● **YOUR INSTRUCTIONS**
Set down each line of the material that follows, exactly, with no pictures.

● **RECORDED INFORMATION**

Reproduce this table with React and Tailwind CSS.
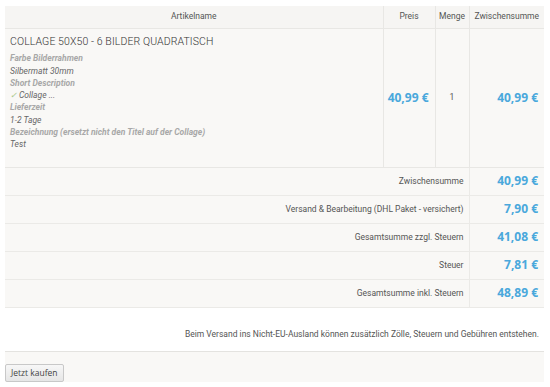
import React from 'react';

const totals = [
  { label: 'Zwischensumme', value: '40,99 €' },
  { label: 'Versand & Bearbeitung (DHL Paket - versichert)', value: '7,90 €' },
  { label: 'Gesamtsumme zzgl. Steuern', value: '41,08 €' },
  { label: 'Steuer', value: '7,81 €' },
  { label: 'Gesamtsumme inkl. Steuern', value: '48,89 €' },
];

const meta = [
  { key: 'Farbe Bilderrahmen', value: 'Silbermatt 30mm' },
  { key: 'Short Description', value: 'Collage ...', check: true },
  { key: 'Lieferzeit', value: '1-2 Tage' },
  { key: 'Bezeichnung (ersetzt nicht den Titel auf der Collage)', value: 'Test' },
];

const price = "font-['Open_Sans'] font-bold text-[12px] text-[#4aa8dc]";

const App = () => {
  return (
    <div className="w-[550px] h-[387px] bg-white font-['Roboto',sans-serif] text-[#555] pt-[6px] px-[5px] overflow-hidden">
      {/* Cart table */}
      <table className="w-[539px] border-collapse bg-[#f9f8f6] text-[8.5px] table-fixed">
        <colgroup>
          <col className="w-[378px]" />
          <col className="w-[52px]" />
          <col className="w-[34px]" />
          <col className="w-[75px]" />
        </colgroup>
        <thead>
          <tr className="h-[22px] bg-[#f6f5f3] border-b border-[#e8e7e4]">
            <th className="font-normal text-center">Artikelname</th>
            <th className="font-normal text-center border-l border-[#e8e7e4]">Preis</th>
            <th className="font-normal text-center border-l border-[#e8e7e4]">Menge</th>
            <th className="font-normal text-center border-l border-[#e8e7e4]">Zwischensumme</th>
          </tr>
        </thead>
        <tbody>
          <tr className="h-[139px] border-b border-[#e8e7e4]">
            <td className="align-top pl-[5px] pt-[5px]">
              <div className="text-[10.5px] font-light text-[#333] tracking-[0.1px] mb-[3px]">
                COLLAGE 50X50 - 6 BILDER QUADRATISCH
              </div>
              {meta.map((m) => (
                <div key={m.key} className="italic leading-[12.3px]">
                  <div className="font-bold text-[#a8a8a8]">{m.key}</div>
                  <div className="text-[#666]">
                    {m.check && <span className="text-[#a8c98a] mr-[2px]">✓</span>}
                    {m.value}
                  </div>
                </div>
              ))}
            </td>
            <td className={`text-right pr-[6px] border-l border-[#e8e7e4] ${price}`}>40,99 €</td>
            <td className="text-center border-l border-[#e8e7e4] text-[8.5px]">1</td>
            <td className={`text-right pr-[6px] border-l border-[#e8e7e4] ${price}`}>40,99 €</td>
          </tr>
          {totals.map((t) => (
            <tr key={t.label} className="h-[28px] border-b border-[#ebeae7]">
              <td colSpan={3} className="text-right pr-[5px]">{t.label}</td>
              <td className={`text-right pr-[6px] border-l border-[#ebeae7] ${price}`}>{t.value}</td>
            </tr>
          ))}
        </tbody>
      </table>

      <p className="text-right text-[8.5px] text-[#555] mt-[20px] pr-[6px]">
        Beim Versand ins Nicht-EU-Ausland können zusätzlich Zölle, Steuern und Gebühren entstehen.
      </p>

      {/* Checkout bar */}
      <div className="mt-[11px] border-t border-[#e4e3e0] bg-[#f9f8f6] w-[539px] h-[31px] flex items-end">
        <button className="h-[18px] px-[5px] text-[8.5px] text-[#444] bg-gradient-to-b from-[#f7f7f7] to-[#e6e6e6] border border-[#c8c8c8] rounded-[2px] font-['Open_Sans']">
          Jetzt kaufen
        </button>
      </div>
    </div>
  );
};

export default App;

● **FULL ANSWER**
Reproduce this table with React and Tailwind CSS.
import React from 'react';

const totals = [
  { label: 'Zwischensumme', value: '40,99 €' },
  { label: 'Versand & Bearbeitung (DHL Paket - versichert)', value: '7,90 €' },
  { label: 'Gesamtsumme zzgl. Steuern', value: '41,08 €' },
  { label: 'Steuer', value: '7,81 €' },
  { label: 'Gesamtsumme inkl. Steuern', value: '48,89 €' },
];

const meta = [
  { key: 'Farbe Bilderrahmen', value: 'Silbermatt 30mm' },
  { key: 'Short Description', value: 'Collage ...', check: true },
  { key: 'Lieferzeit', value: '1-2 Tage' },
  { key: 'Bezeichnung (ersetzt nicht den Titel auf der Collage)', value: 'Test' },
];

const price = "font-['Open_Sans'] font-bold text-[12px] text-[#4aa8dc]";

const App = () => {
  return (
    <div className="w-[550px] h-[387px] bg-white font-['Roboto',sans-serif] text-[#555] pt-[6px] px-[5px] overflow-hidden">
      {/* Cart table */}
      <table className="w-[539px] border-collapse bg-[#f9f8f6] text-[8.5px] table-fixed">
        <colgroup>
          <col className="w-[378px]" />
          <col className="w-[52px]" />
          <col className="w-[34px]" />
          <col className="w-[75px]" />
        </colgroup>
        <thead>
          <tr className="h-[22px] bg-[#f6f5f3] border-b border-[#e8e7e4]">
            <th className="font-normal text-center">Artikelname</th>
            <th className="font-normal text-center border-l border-[#e8e7e4]">Preis</th>
            <th className="font-normal text-center border-l border-[#e8e7e4]">Menge</th>
            <th className="font-normal text-center border-l border-[#e8e7e4]">Zwischensumme</th>
          </tr>
        </thead>
        <tbody>
          <tr className="h-[139px] border-b border-[#e8e7e4]">
            <td className="align-top pl-[5px] pt-[5px]">
              <div className="text-[10.5px] font-light text-[#333] tracking-[0.1px] mb-[3px]">
                COLLAGE 50X50 - 6 BILDER QUADRATISCH
              </div>
              {meta.map((m) => (
                <div key={m.key} className="italic leading-[12.3px]">
                  <div className="font-bold text-[#a8a8a8]">{m.key}</div>
                  <div className="text-[#666]">
                    {m.check && <span className="text-[#a8c98a] mr-[2px]">✓</span>}
                    {m.value}
                  </div>
                </div>
              ))}
            </td>
            <td className={`text-right pr-[6px] border-l border-[#e8e7e4] ${price}`}>40,99 €</td>
            <td className="text-center border-l border-[#e8e7e4] text-[8.5px]">1</td>
            <td className={`text-right pr-[6px] border-l border-[#e8e7e4] ${price}`}>40,99 €</td>
          </tr>
          {totals.map((t) => (
            <tr key={t.label} className="h-[28px] border-b border-[#ebeae7]">
              <td colSpan={3} className="text-right pr-[5px]">{t.label}</td>
              <td className={`text-right pr-[6px] border-l border-[#ebeae7] ${price}`}>{t.value}</td>
            </tr>
          ))}
        </tbody>
      </table>

      <p className="text-right text-[8.5px] text-[#555] mt-[20px] pr-[6px]">
        Beim Versand ins Nicht-EU-Ausland können zusätzlich Zölle, Steuern und Gebühren entstehen.
      </p>

      {/* Checkout bar */}
      <div className="mt-[11px] border-t border-[#e4e3e0] bg-[#f9f8f6] w-[539px] h-[31px] flex items-end">
        <button className="h-[18px] px-[5px] text-[8.5px] text-[#444] bg-gradient-to-b from-[#f7f7f7] to-[#e6e6e6] border border-[#c8c8c8] rounded-[2px] font-['Open_Sans']">
          Jetzt kaufen
        </button>
      </div>
    </div>
  );
};

export default App;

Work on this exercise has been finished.